Modules#

In this chapter you will get familiar with modules and how to use them for intent classification.

Modules are the basic units in our library. They perform core operations such as predicting probabilities and constructing final set of predicted labels.

Modules Types#

There are two main module types in AutoIntent:

  • Scoring modules. These modules perform probabilities prediction, i.e. they take an utterance as input and output a vector of probabilities.

  • Prediction modules. These modules take vector of probabilities and output set of labels. Prediction modules are important to support multi-label classification and out-of-domain utterances detection.

Initialize Module#

Firstly, you need to initialize module:

[1]:
from autointent.modules.scoring import KNNScorer

scorer = KNNScorer(
    embedder_name="sergeyzh/rubert-tiny-turbo",
    k=5,
)
/home/runner/.cache/pypoetry/virtualenvs/autointent-FDypUDHQ-py3.10/lib/python3.10/site-packages/sentence_transformers/cross_encoder/CrossEncoder.py:11: TqdmWarning: IProgress not found. Please update jupyter and ipywidgets. See https://ipywidgets.readthedocs.io/en/stable/user_install.html
  from tqdm.autonotebook import tqdm, trange

At this moment, you do two things:

  • Set hyperparameters. Refer to Modules API Reference to see all possible hyperparameters and their default values.

  • Configure infrastructure. You are allowed to

    • choose CUDA device (embedder_device)

    • customize embedder batch size (batch_size) and truncation length (embedder_max_length)

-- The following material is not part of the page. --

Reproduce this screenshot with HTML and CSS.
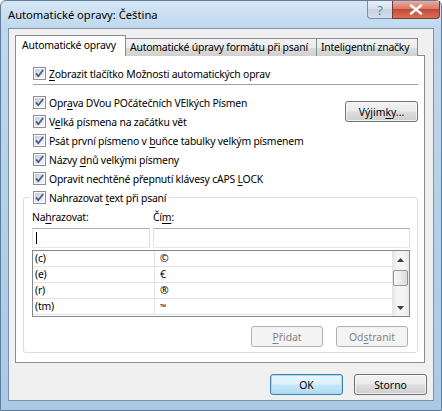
FILE: index.html
```html
<!DOCTYPE html>
<html lang="cs">
<head>
    <meta charset="UTF-8">
    <meta name="viewport" content="width=device-width, initial-scale=1.0">
    <title>Automatické opravy: Čeština</title>
    <link rel="stylesheet" href="styles.css">
</head>
<body>
    <div class="window">
        <div class="titlebar">
            <span class="caption">Automatické opravy: Čeština</span>
            <div class="caption-buttons">
                <span class="help-btn">?</span>
                <span class="close-btn">
                    <svg width="14" height="11" viewBox="0 0 14 11"><path d="M2 1.5l10 8M12 1.5l-10 8" stroke="#fff" stroke-width="2.4" stroke-linecap="round"/></svg>
                </span>
            </div>
        </div>

        <div class="client">
            <div class="tabs">
                <div class="tab active">Automatické opravy</div>
                <div class="tab tab-format">Automatické úpravy formátu při psaní</div>
                <div class="tab tab-smart">Inteligentní značky</div>
            </div>

            <div class="page">
                <label class="check top-check">
                    <span class="cb"><svg viewBox="0 0 9 9"><path d="M1 4.4l2.3 2.8L8.2 1"/></svg></span>
                    <span><u>Z</u>obrazit tlačítko Možnosti automatických oprav</span>
                </label>
                <div class="sep"></div>

                <div class="options">
                    <div class="option-list">
                        <label class="check">
                            <span class="cb"><svg viewBox="0 0 9 9"><path d="M1 4.4l2.3 2.8L8.2 1"/></svg></span>
                            <span>Opr<u>a</u>va DVou POčátečních VElkých Písmen</span>
                        </label>
                        <label class="check">
                            <span class="cb"><svg viewBox="0 0 9 9"><path d="M1 4.4l2.3 2.8L8.2 1"/></svg></span>
                            <span>V<u>e</u>lká písmena na začátku vět</span>
                        </label>
                        <label class="check">
                            <span class="cb"><svg viewBox="0 0 9 9"><path d="M1 4.4l2.3 2.8L8.2 1"/></svg></span>
                            <span>Psát první písmeno v <u>b</u>uňce tabulky velkým písmenem</span>
                        </label>
                        <label class="check">
                            <span class="cb"><svg viewBox="0 0 9 9"><path d="M1 4.4l2.3 2.8L8.2 1"/></svg></span>
                            <span>Názvy <u>d</u>nů velkými písmeny</span>
                        </label>
                        <label class="check">
                            <span class="cb"><svg viewBox="0 0 9 9"><path d="M1 4.4l2.3 2.8L8.2 1"/></svg></span>
                            <span>Opravit nechtěné přepnutí klávesy cAPS <u>L</u>OCK</span>
                        </label>
                    </div>
                    <button class="btn exceptions">Výjim<u>k</u>y...</button>
                </div>

                <fieldset class="replace">
                    <legend>
                        <label class="check">
                            <span class="cb"><svg viewBox="0 0 9 9"><path d="M1 4.4l2.3 2.8L8.2 1"/></svg></span>
                            <span>Nahrazovat <u>t</u>ext při psaní</span>
                        </label>
                    </legend>

                    <div class="replace-grid">
                        <span class="field-label">Na<u>h</u>razovat:</span>
                        <span class="field-label">Čí<u>m</u>:</span>
                        <div class="field"><span class="caret"></span></div>
                        <div class="field"></div>
                    </div>

                    <div class="listbox">
                        <div class="rows">
                            <div class="row"><span>(c)</span><span>©</span></div>
                            <div class="row"><span>(e)</span><span>€</span></div>
                            <div class="row"><span>(r)</span><span>®</span></div>
                            <div class="row"><span>(tm)</span><span class="tm">™</span></div>
                        </div>
                        <div class="scrollbar">
                            <span class="arrow"><svg width="7" height="4" viewBox="0 0 7 4"><path d="M0 4L3.5 0L7 4z"/></svg></span>
                            <span class="thumb"></span>
                            <span class="track"></span>
                            <span class="arrow"><svg width="7" height="4" viewBox="0 0 7 4"><path d="M0 0L3.5 4L7 0z"/></svg></span>
                        </div>
                    </div>

                    <div class="group-buttons">
                        <button class="btn" disabled><u>P</u>řidat</button>
                        <button class="btn" disabled>Od<u>s</u>tranit</button>
                    </div>
                </fieldset>
            </div>

            <div class="dialog-buttons">
                <button class="btn default">OK</button>
                <button class="btn">Storno</button>
            </div>
        </div>
    </div>
</body>
</html>
```

FILE: styles.css
```css
body {
    margin: 0;
    background: #fff;
    font-family: "Noto Sans", "Liberation Sans", sans-serif;
    font-size: 10.4px;
    letter-spacing: -0.2px;
    color: #000;
}
u {
    text-decoration-thickness: 1px;
    text-underline-offset: 2px;
}

/* window frame */
.window {
    width: 442px;
    height: 411px;
    box-sizing: border-box;
    border: 1px solid #5e7d9c;
    border-radius: 6px 6px 0 0;
    background: linear-gradient(180deg, #d6e6f5 0, #c0d8ee 26px, #b1cfe9 60%, #a9cae6 100%);
    display: flex;
    flex-direction: column;
}
.titlebar {
    height: 27px;
    display: flex;
    align-items: flex-start;
}
.caption {
    padding: 6px 0 0 7px;
    font-size: 11.2px;
    letter-spacing: 0;
    line-height: 15px;
}
.caption-buttons {
    margin-left: auto;
    margin-right: 1px;
    display: flex;
}
.help-btn,
.close-btn {
    height: 18px;
    box-sizing: border-box;
    display: flex;
    align-items: center;
    justify-content: center;
}
.help-btn {
    width: 25px;
    border: 1px solid #7b8ea4;
    border-top: none;
    border-right: none;
    border-radius: 0 0 0 4px;
    background: linear-gradient(180deg, #e8eff6 0, #d8e3ee 45%, #c3d3e3 50%, #d2e0ed 100%);
    color: #6b7f95;
    font-size: 13px;
    letter-spacing: 0;
}
.close-btn {
    width: 48px;
    border: 1px solid #7a3a32;
    border-top: none;
    border-radius: 0 0 4px 0;
    background: linear-gradient(180deg, #e9ad9e 0, #d9796a 45%, #c44a36 50%, #d67258 100%);
}

/* client area */
.client {
    height: 373px;
    box-sizing: border-box;
    margin: 0 7px;
    border: 1px solid #7e91a8;
    background: #f0f0f0;
    padding: 6px 8px 0 6px;
}

/* tabs */
.tabs {
    display: flex;
    align-items: flex-end;
    height: 21px;
    margin-bottom: -1px;
}
.tab {
    height: 18px;
    box-sizing: border-box;
    border: 1px solid #898c95;
    border-bottom: none;
    padding: 1px 0 0 4px;
    line-height: 15px;
    white-space: nowrap;
    background: linear-gradient(180deg, #f3f3f3 0, #ebebeb 50%, #dddddd 51%, #d0d0d0 100%);
    margin-left: -1px;
}
.tab.active {
    position: relative;
    height: 21px;
    width: 111px;
    padding: 2px 0 0 6px;
    margin-left: 0;
    background: #fff;
}
.tab-format {
    width: 192px;
}
.tab-smart {
    width: 102px;
}

.page {
    height: 308px;
    box-sizing: border-box;
    border: 1px solid #898c95;
    background: #fff;
    padding: 8px 6px 0 0;
}

/* checkboxes */
.check {
    display: flex;
    align-items: center;
    height: 19px;
    gap: 3px;
    white-space: nowrap;
}
.cb {
    width: 13px;
    height: 13px;
    box-sizing: border-box;
    flex: none;
    border: 1px solid #8e8f8f;
    padding: 1px;
    background: linear-gradient(135deg, #c6cbd2, #f6f7f8) content-box, #f4f4f4;
    box-shadow: inset 0 0 0 1px #fbfbfb;
}
.cb svg {
    display: block;
    width: 9px;
    height: 9px;
    overflow: visible;
}
.cb path {
    fill: none;
    stroke: #3d5a8c;
    stroke-width: 1.7;
}
.top-check {
    margin-left: 17px;
}
.sep {
    margin: 1px 0 0 17px;
    height: 1px;
    background: #a0a0a0;
    border-bottom: 1px solid #fff;
}

.options {
    display: flex;
    justify-content: space-between;
    margin: 7px 0 0 17px;
}
.exceptions {
    margin-top: 8px;
}

/* buttons */
.btn {
    width: 73px;
    height: 21px;
    box-sizing: border-box;
    padding: 0;
    border: 1px solid #707070;
    border-radius: 3px;
    background: linear-gradient(180deg, #f2f2f2 0, #ebebeb 48%, #dddddd 52%, #cfcfcf 100%);
    box-shadow: inset 0 0 0 1px rgba(255, 255, 255, 0.7);
    font: inherit;
    color: #000;
}
.btn:disabled {
    border-color: #adb2b5;
    background: #f4f4f4;
    box-shadow: none;
    color: #838383;
}
.btn.default {
    border-color: #3c7fb1;
    background: linear-gradient(180deg, #eaf6fd 0, #dcf1fc 48%, #c5e7f9 52%, #b4dbf2 100%);
    box-shadow: inset 0 0 0 1px #a6dcf5;
}

/* replace group */
.replace {
    margin: 0 0 0 7px;
    padding: 0 7px 5px 8px;
    border: 1px solid #d5dfe5;
    border-radius: 3px;
    min-width: 0;
}
.replace legend {
    padding: 0 3px;
    margin-left: -2px;
}
.replace-grid {
    display: grid;
    grid-template-columns: 118px 1fr;
    grid-template-rows: 21px 20px;
    column-gap: 3px;
}
.field-label {
    line-height: 21px;
}
.field {
    box-sizing: border-box;
    border: 1px solid #abadb3;
    border-color: #abadb3 #dbdfe6 #e3e9ef #e2e3ea;
    background: #fff;
    padding: 3px 0 0 3px;
}
.caret {
    display: block;
    width: 1px;
    height: 12px;
    background: #000;
}

.listbox {
    margin-top: 2px;
    height: 67px;
    box-sizing: border-box;
    border: 1px solid #828790;
    display: flex;
    background: #fff;
}
.rows {
    flex: 1;
}
.row {
    display: grid;
    grid-template-columns: 121px 1fr;
    height: 16px;
    box-sizing: border-box;
    border-bottom: 1px solid #e3e3e3;
    line-height: 15px;
}
.row span {
    padding-left: 2px;
}
.row span + span {
    border-left: 1px solid #e3e3e3;
    padding-left: 5px;
}
.tm {
    font-size: 8px;
}

.scrollbar {
    width: 17px;
    display: flex;
    flex-direction: column;
    background: linear-gradient(90deg, #e3e3e3 0, #f4f4f4 30%, #f4f4f4 70%, #e8e8e8 100%);
}
.arrow {
    height: 17px;
    display: flex;
    align-items: center;
    justify-content: center;
}
.arrow svg {
    fill: #3b3b3b;
}
.thumb {
    height: 16px;
    margin: 2px 1px 0;
    box-sizing: border-box;
    border: 1px solid #959595;
    border-radius: 2px;
    background: linear-gradient(90deg, #f6f6f6 0, #ececec 50%, #d9d9d9 100%);
}
.track {
    flex: 1;
}

.group-buttons {
    display: flex;
    justify-content: flex-end;
    gap: 13px;
    margin-top: 9px;
    padding-right: 2px;
}
.group-buttons .btn {
    width: 72px;
}

.dialog-buttons {
    display: flex;
    justify-content: flex-end;
    gap: 11px;
    margin: 11px -2px 0 0;
}
```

    • location where to save module’s assets (db_dir)

Load Data#

Secondly, you need to load training data (see previous chapter for detailed explanation of what happens):

[2]:
from autointent import Dataset

dataset = Dataset.from_hub("AutoIntent/clinc150_subset")

Fit Module#

[3]:
scorer.fit(dataset["train"]["utterance"], dataset["train"]["label"])

Inference#

After fitting, module is ready for using at inference:

[4]:
scorer.predict(["hello world!"])
[4]:
array([[0., 0., 1.]])

Dump and Load#

We provide functionality to save and restore module. To save, just provide a path to a directory:

[5]:
from pathlib import Path

pathdir = Path("my_dumps/knnscorer_clinc150")
pathdir.mkdir(parents=True)
scorer.dump(pathdir)

To restore, initialize module with the same hyperparams and use load method:

[6]:
loaded_scorer = KNNScorer(
    embedder_name="sergeyzh/rubert-tiny-turbo",
    k=5,
)
loaded_scorer.load(pathdir)
loaded_scorer.predict(["hello world!"])
[6]:
array([[0., 0., 1.]])

Rich Output#

Some scoring modules support rich output as a result of prediction. It can be useful for inspecting how your classifier work and for debugging as it contains intrinsic information such as retrieved candidates. Example:

[7]:
loaded_scorer.predict_with_metadata(["hello world!"])
[7]:
(array([[0., 0., 1.]]),
 [{'neighbors': ['i need an alarm set please',
    'you need to set alarm for me',
    'please set up an alarm to go off tomorrow at daybreak',
    'set the alarm for me',
    'set alarm']}])

That’s all!#

[8]:
# [you didn't see it]
import shutil

shutil.rmtree(pathdir.parent)

for file in Path.cwd().glob("vector_db*"):
    shutil.rmtree(file)